→ **Objective**: Collect every line in the records below that contains the word "Convert".

→ **Material for this task**:
━━━

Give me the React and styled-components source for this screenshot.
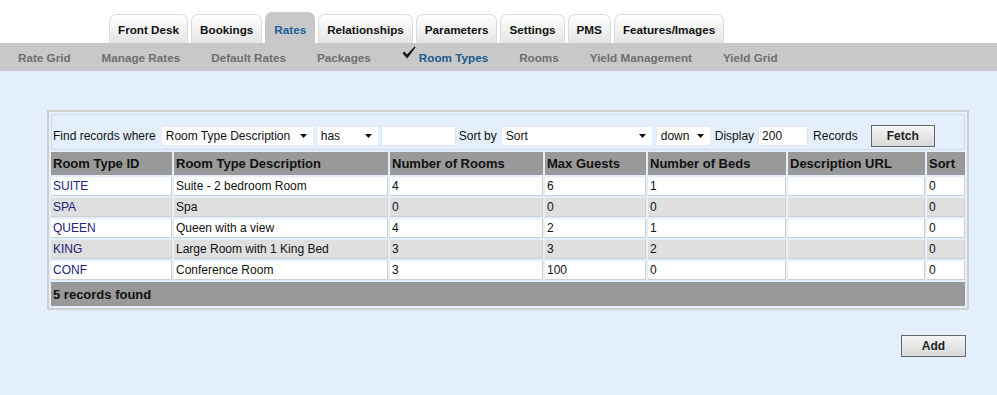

━━━

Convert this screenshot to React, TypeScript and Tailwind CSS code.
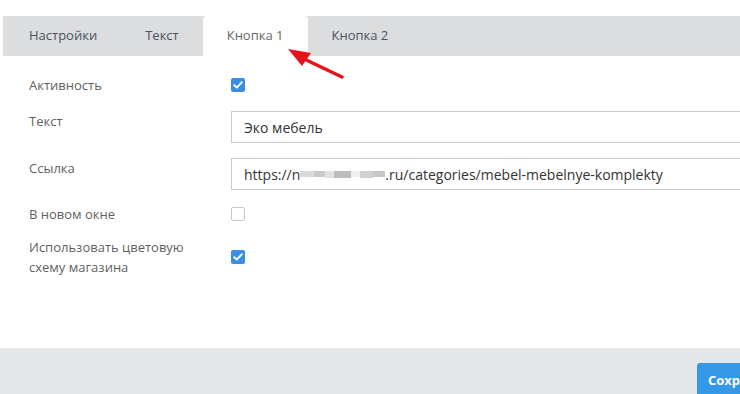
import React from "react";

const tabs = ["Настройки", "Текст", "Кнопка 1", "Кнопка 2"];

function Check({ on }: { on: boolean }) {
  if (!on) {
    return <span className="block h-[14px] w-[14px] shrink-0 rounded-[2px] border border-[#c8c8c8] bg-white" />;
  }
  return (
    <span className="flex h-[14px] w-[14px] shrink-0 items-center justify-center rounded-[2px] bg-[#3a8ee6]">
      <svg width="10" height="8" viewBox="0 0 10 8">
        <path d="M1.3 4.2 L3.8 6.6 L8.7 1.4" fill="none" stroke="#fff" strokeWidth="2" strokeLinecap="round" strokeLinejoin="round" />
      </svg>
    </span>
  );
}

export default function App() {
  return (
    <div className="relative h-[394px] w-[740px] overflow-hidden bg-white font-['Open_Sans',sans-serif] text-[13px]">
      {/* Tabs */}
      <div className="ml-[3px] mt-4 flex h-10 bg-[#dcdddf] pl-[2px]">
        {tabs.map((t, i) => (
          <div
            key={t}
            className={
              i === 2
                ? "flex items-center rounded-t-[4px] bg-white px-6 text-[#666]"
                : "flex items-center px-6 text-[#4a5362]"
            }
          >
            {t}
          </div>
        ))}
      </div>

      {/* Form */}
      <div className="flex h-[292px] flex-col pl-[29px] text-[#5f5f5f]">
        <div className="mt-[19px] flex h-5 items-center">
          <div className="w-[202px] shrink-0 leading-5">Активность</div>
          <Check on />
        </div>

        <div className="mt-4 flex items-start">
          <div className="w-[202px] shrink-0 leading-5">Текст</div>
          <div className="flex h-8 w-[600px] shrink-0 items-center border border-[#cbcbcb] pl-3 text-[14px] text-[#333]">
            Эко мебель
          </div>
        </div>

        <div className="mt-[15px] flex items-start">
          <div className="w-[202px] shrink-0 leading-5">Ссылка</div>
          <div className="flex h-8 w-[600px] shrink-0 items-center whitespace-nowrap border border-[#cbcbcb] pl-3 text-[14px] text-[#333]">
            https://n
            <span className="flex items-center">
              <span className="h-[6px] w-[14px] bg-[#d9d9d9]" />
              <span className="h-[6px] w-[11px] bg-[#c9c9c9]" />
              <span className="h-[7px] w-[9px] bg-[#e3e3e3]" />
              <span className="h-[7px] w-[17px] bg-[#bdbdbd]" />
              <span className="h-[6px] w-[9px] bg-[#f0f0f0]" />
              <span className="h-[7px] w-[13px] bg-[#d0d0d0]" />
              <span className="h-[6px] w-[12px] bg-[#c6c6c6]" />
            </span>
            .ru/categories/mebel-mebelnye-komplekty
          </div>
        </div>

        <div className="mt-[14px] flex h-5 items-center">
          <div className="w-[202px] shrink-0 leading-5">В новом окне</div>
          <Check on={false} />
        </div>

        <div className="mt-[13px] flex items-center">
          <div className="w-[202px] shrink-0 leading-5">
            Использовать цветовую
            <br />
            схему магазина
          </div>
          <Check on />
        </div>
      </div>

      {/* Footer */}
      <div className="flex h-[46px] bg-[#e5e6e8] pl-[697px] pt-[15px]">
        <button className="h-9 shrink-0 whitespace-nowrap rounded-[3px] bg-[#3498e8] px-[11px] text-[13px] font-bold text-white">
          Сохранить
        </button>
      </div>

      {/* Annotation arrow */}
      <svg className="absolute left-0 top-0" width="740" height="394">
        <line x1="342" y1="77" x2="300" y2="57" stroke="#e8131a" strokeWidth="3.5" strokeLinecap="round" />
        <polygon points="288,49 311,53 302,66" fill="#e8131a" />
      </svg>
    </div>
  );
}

━━━

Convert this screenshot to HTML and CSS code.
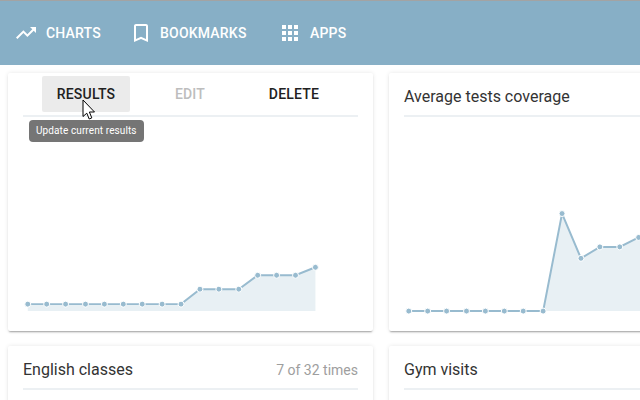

━━━

→ **Written solution**:
Convert this screenshot to React, TypeScript and Tailwind CSS code.
Convert this screenshot to HTML and CSS code.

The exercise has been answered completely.